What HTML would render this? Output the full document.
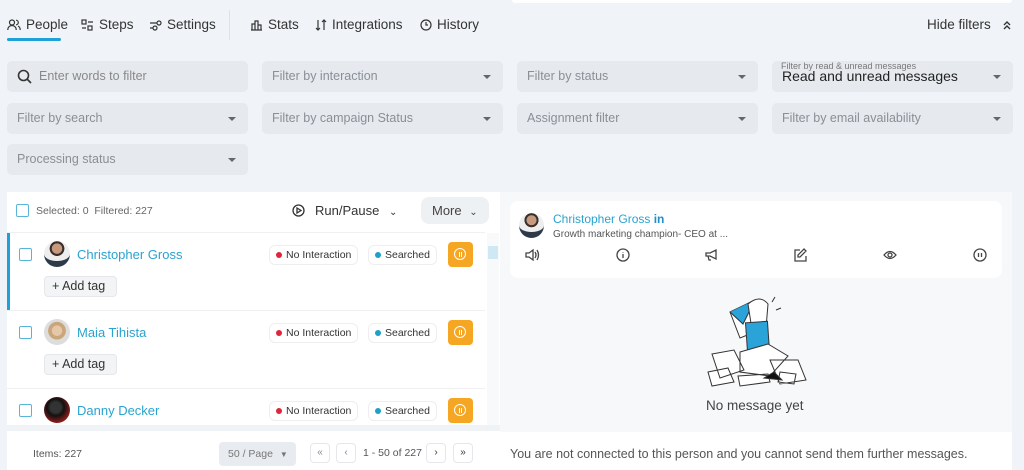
<!DOCTYPE html>
<html><head><style>
*{box-sizing:border-box;margin:0;padding:0}
body{width:1024px;height:470px;background:#f0f4f8;font-family:"Liberation Sans",sans-serif;position:relative;overflow:hidden;color:#333}
.a{position:absolute}
.tab{position:absolute;top:17px;font-size:13.5px;color:#333;display:flex;align-items:center;gap:5px}
.f{position:absolute;height:31px;background:#e6eaef;border-radius:5px;font-size:12.5px;color:#8a8f96;padding-left:10px;line-height:31px}
.f .c{position:absolute;right:12px;top:14px;border:4px solid transparent;border-top:4px solid #666;border-bottom:0}
.cb{position:absolute;width:13px;height:13px;border:1.5px solid #5ab4d8;border-radius:2px;background:#fff}
.pill{position:absolute;height:20px;border:1px solid #eee;border-radius:6px;font-size:10.5px;line-height:18px;padding:0 6px;color:#333;background:#fff}
.dot{display:inline-block;width:6px;height:6px;border-radius:50%;margin-right:4px;vertical-align:0}
.ob{position:absolute;width:25px;height:25px;background:#f5a623;border-radius:4px}
.ob:after{content:"";position:absolute;left:6px;top:6px;width:10px;height:10px;border:1.5px solid #fff;border-radius:50%}
.ob:before{content:"";position:absolute;left:11px;top:10px;width:2px;height:5px;border-left:1px solid #fff;border-right:1px solid #fff;box-sizing:content-box;width:1px}
.name{position:absolute;font-size:13px;color:#2aa3cf}
.av{position:absolute;width:26px;height:26px;border-radius:50%}
.tag{position:absolute;height:21px;width:73px;background:#f2f4f6;border:1px solid #e5e7ea;border-radius:4px;font-size:12.5px;line-height:19px;padding-left:7px;color:#333}
.pg{position:absolute;top:443px;width:20px;height:20px;border:1px solid #e5e7ea;border-radius:4px;font-size:10px;text-align:center;line-height:18px;color:#888;background:#fff}
</style></head><body>
<div class="a" style="left:512px;top:0;width:500px;height:3px;background:#fff;border-radius:0 0 6px 6px"></div>
<div class="tab" style="left:7px"><svg width="14" height="12" viewBox="0 0 14 12" fill="none" stroke="#333" stroke-width="1.2"><circle cx="5" cy="3.5" r="2.5"/><path d="M0.8 11c0-3 2-4.5 4.2-4.5S9.2 8 9.2 11M9 1.2a2.3 2.3 0 010 4.6M11 7c1.4.6 2.2 2 2.2 4"/></svg>People</div>
<div class="a" style="left:7px;top:38px;width:54px;height:3px;background:#1ea0d8;border-radius:2px"></div>
<div class="tab" style="left:81px"><svg width="13" height="12" fill="none" stroke="#333" stroke-width="1.2"><rect x="1" y="1" width="4" height="4"/><rect x="7" y="7" width="4" height="4"/><path d="M7 3h5M1 9h4"/></svg>Steps</div>
<div class="tab" style="left:149px"><svg width="13" height="12" fill="none" stroke="#333" stroke-width="1.2"><path d="M1 4h7M1 9h3"/><circle cx="10" cy="4" r="2"/><circle cx="6" cy="9" r="2"/></svg>Settings</div>
<div class="a" style="left:229px;top:10px;width:1px;height:30px;background:#dde2e7"></div>
<div class="tab" style="left:250px"><svg width="13" height="12" fill="none" stroke="#333" stroke-width="1.2"><path d="M1 11h11M2 11V5h3v6M5 11V2h3v9M8 11V6h3v5"/></svg>Stats</div>
<div class="tab" style="left:315px"><svg width="12" height="12" fill="none" stroke="#333" stroke-width="1.2"><path d="M3 1v10M1 9l2 2 2-2M9 11V1M7 3l2-2 2 2"/></svg>Integrations</div>
<div class="tab" style="left:420px"><svg width="12" height="12" fill="none" stroke="#333" stroke-width="1.2"><circle cx="6" cy="6" r="5"/><path d="M6 3v3h2"/></svg>History</div>
<div class="tab" style="left:927px">Hide filters <svg style="margin-left:6px" width="10" height="10" fill="none" stroke="#333" stroke-width="1.4"><path d="M2 5l3-3 3 3M2 9l3-3 3 3"/></svg></div>

<div class="f" style="left:7px;top:61px;width:241px;color:#888;padding-left:32px"><svg class="a" style="left:10px;top:8px" width="15" height="15" fill="none" stroke="#333" stroke-width="1.6"><circle cx="6.5" cy="6.5" r="5"/><path d="M10 10l4 4"/></svg>Enter words to filter</div>
<div class="f" style="left:262px;top:61px;width:241px">Filter by interaction<i class="c"></i></div>
<div class="f" style="left:517px;top:61px;width:241px">Filter by status<i class="c"></i></div>
<div class="f" style="left:772px;top:61px;width:241px;color:#222;font-size:14px;line-height:30px"><span class="a" style="left:9px;top:-10px;font-size:9px;color:#777">Filter by read &amp; unread messages</span>Read and unread messages<i class="c"></i></div>
<div class="f" style="left:7px;top:103px;width:241px">Filter by search<i class="c"></i></div>
<div class="f" style="left:262px;top:103px;width:241px">Filter by campaign Status<i class="c"></i></div>
<div class="f" style="left:517px;top:103px;width:241px">Assignment filter<i class="c"></i></div>
<div class="f" style="left:772px;top:103px;width:241px">Filter by email availability<i class="c"></i></div>
<div class="f" style="left:7px;top:144px;width:241px">Processing status<i class="c"></i></div>

<div class="a" style="left:7px;top:192px;width:493px;height:278px;background:#fff"></div>
<div class="a" style="left:7px;top:232px;width:478px;height:1px;background:#eef0f2"></div>
<div class="cb" style="left:16px;top:204px"></div>
<div class="a" style="left:36px;top:205px;font-size:10.5px;color:#666">Selected: 0 &nbsp;Filtered: 227</div>
<svg class="a" style="left:292px;top:204px" width="13" height="13" fill="none" stroke="#333" stroke-width="1.3"><circle cx="6.5" cy="6.5" r="5.5"/><path d="M5 4v5l4-2.5z"/></svg>
<div class="a" style="left:315px;top:203px;font-size:13px;color:#333">Run/Pause <span style="font-size:10px;margin-left:6px">⌄</span></div>
<div class="a" style="left:421px;top:197px;width:68px;height:27px;background:#eef1f4;border-radius:8px;font-size:13px;line-height:27px;padding-left:11px;color:#444">More <span style="font-size:10px;margin-left:4px">⌄</span></div>

<div class="a" style="left:7px;top:233px;width:3px;height:77px;background:#1ea0d8"></div>
<div class="a" style="left:7px;top:310px;width:478px;height:1px;background:#eef0f2"></div>
<div class="a" style="left:7px;top:388px;width:478px;height:1px;background:#eef0f2"></div>
<div class="a" style="left:487px;top:233px;width:12px;height:192px;background:#f7f9fb"></div>
<div class="a" style="left:488px;top:246px;width:10px;height:13px;background:#cfe8f4"></div>

<div class="cb" style="left:19px;top:248px"></div>
<div class="av" style="left:44px;top:241px;background:radial-gradient(circle at 50% 38%,#c79a7f 0 28%,#3b2f2a 30% 40%,#eee 42%),#fff;border-bottom:6px solid #2d3a4a"></div>
<div class="name" style="left:77px;top:247px">Christopher Gross</div>
<div class="pill" style="left:269px;top:245px"><span class="dot" style="background:#e0243c"></span>No Interaction</div>
<div class="pill" style="left:368px;top:245px"><span class="dot" style="background:#1ea0c8"></span>Searched</div>
<div class="ob" style="left:448px;top:242px"></div>
<div class="tag" style="left:44px;top:276px">+ Add tag</div>

<div class="cb" style="left:19px;top:326px"></div>
<div class="av" style="left:44px;top:319px;background:radial-gradient(circle at 50% 45%,#e6c7a8 0 26%,#c9a77a 28% 45%,#ddd 47%)"></div>
<div class="name" style="left:77px;top:325px">Maia Tihista</div>
<div class="pill" style="left:269px;top:323px"><span class="dot" style="background:#e0243c"></span>No Interaction</div>
<div class="pill" style="left:368px;top:323px"><span class="dot" style="background:#1ea0c8"></span>Searched</div>
<div class="ob" style="left:448px;top:320px"></div>
<div class="tag" style="left:44px;top:354px">+ Add tag</div>

<div class="cb" style="left:19px;top:404px"></div>
<div class="av" style="left:44px;top:397px;background:radial-gradient(circle at 45% 40%,#333 0 25%,#111 40%,#8b1a1a 70%)"></div>
<div class="name" style="left:77px;top:403px">Danny Decker</div>
<div class="pill" style="left:269px;top:401px"><span class="dot" style="background:#e0243c"></span>No Interaction</div>
<div class="pill" style="left:368px;top:401px"><span class="dot" style="background:#1ea0c8"></span>Searched</div>
<div class="ob" style="left:448px;top:398px"></div>

<div class="a" style="left:7px;top:425px;width:493px;height:6px;background:#f0f3f6"></div>
<div class="a" style="left:33px;top:448px;font-size:10.5px;color:#555">Items: 227</div>
<div class="a" style="left:219px;top:442px;width:77px;height:24px;background:#e8ecf0;border-radius:4px;font-size:10.5px;line-height:24px;padding-left:9px;color:#777">50 / Page <span style="font-size:8px;margin-left:4px">▼</span></div>
<div class="pg" style="left:310px">«</div>
<div class="pg" style="left:336px">‹</div>
<div class="a" style="left:363px;top:447px;font-size:10.5px;color:#555">1 - 50 of 227</div>
<div class="pg" style="left:426px;color:#333">›</div>
<div class="pg" style="left:453px;color:#333">»</div>

<div class="a" style="left:500px;top:192px;width:512px;height:240px;background:#f6f8fa"></div>
<div class="a" style="left:510px;top:201px;width:492px;height:77px;background:#fff;border-radius:8px"></div>
<div class="av" style="left:519px;top:213px;width:25px;height:25px;background:radial-gradient(circle at 50% 38%,#c79a7f 0 28%,#3b2f2a 30% 40%,#eee 42%);border-bottom:6px solid #2d3a4a"></div>
<div class="a" style="left:553px;top:212px;font-size:12px;color:#2aa3cf">Christopher Gross <b style="color:#1e8fc8">in</b></div>
<div class="a" style="left:553px;top:229px;font-size:10px;color:#555">Growth marketing champion- CEO at ...</div>
<svg class="a" style="left:525px;top:248px" width="470" height="16" fill="none" stroke="#444" stroke-width="1.3">
<path d="M1 5h3l4-3v10L4 9H1zM10 4q2 3 0 6M12 2q3 5 0 10"/>
<g transform="translate(91,0)"><circle cx="7" cy="7" r="6"/><path d="M7 6v4M7 4v.5"/></g>
<g transform="translate(180,0)"><path d="M1 5h4l6-3v9L5 8H1zM3 8l1 4h2"/></g>
<g transform="translate(268,0)"><path d="M7 2H2v11h11V8M11 1l2 2-6 6H5V7z"/></g>
<g transform="translate(358,0)"><path d="M1 7q6-7 12 0q-6 7-12 0z"/><circle cx="7" cy="7" r="2"/></g>
<g transform="translate(448,0)"><circle cx="7" cy="7" r="6"/><path d="M5.5 5v4M8.5 5v4"/></g>
</svg>
<svg class="a" style="left:700px;top:292px" width="110" height="100" fill="#fff" stroke="#333" stroke-width="1">
<path d="M30 20l25-12 10 28-25 10z"/><path d="M30 20l13 12 12-24" fill="#2aa3d8"/>
<path d="M48 12q12-10 20 0l-2 24-14 2z"/>
<rect x="47" y="30" width="22" height="42" fill="#2aa3d8" transform="rotate(-4 58 52)"/>
<path d="M72 10l3-5M76 18l5-2"/>
<path d="M12 62l22-4 10 20-24 8zM40 60l28-8 20 12-18 20-30-4zM70 68l28 0 8 20-26 4zM8 80l20-4 6 14-22 4zM38 84l30-2 2 8-30 4zM80 80l16 2-2 10-16-2z"/>
<path d="M64 86l10-6 8 8z" fill="#111"/>
</svg>
<div class="a" style="left:706px;top:398px;font-size:13.5px;color:#444">No message yet</div>
<div class="a" style="left:500px;top:432px;width:512px;height:38px;background:#fff"></div>
<div class="a" style="left:510px;top:447px;font-size:12.5px;color:#555">You are not connected to this person and you cannot send them further messages.</div>
</body></html>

* * *

What you will do:
Determine the count of lines in the data above with the string "this" in them, and give that count alone.

Exercise result:
2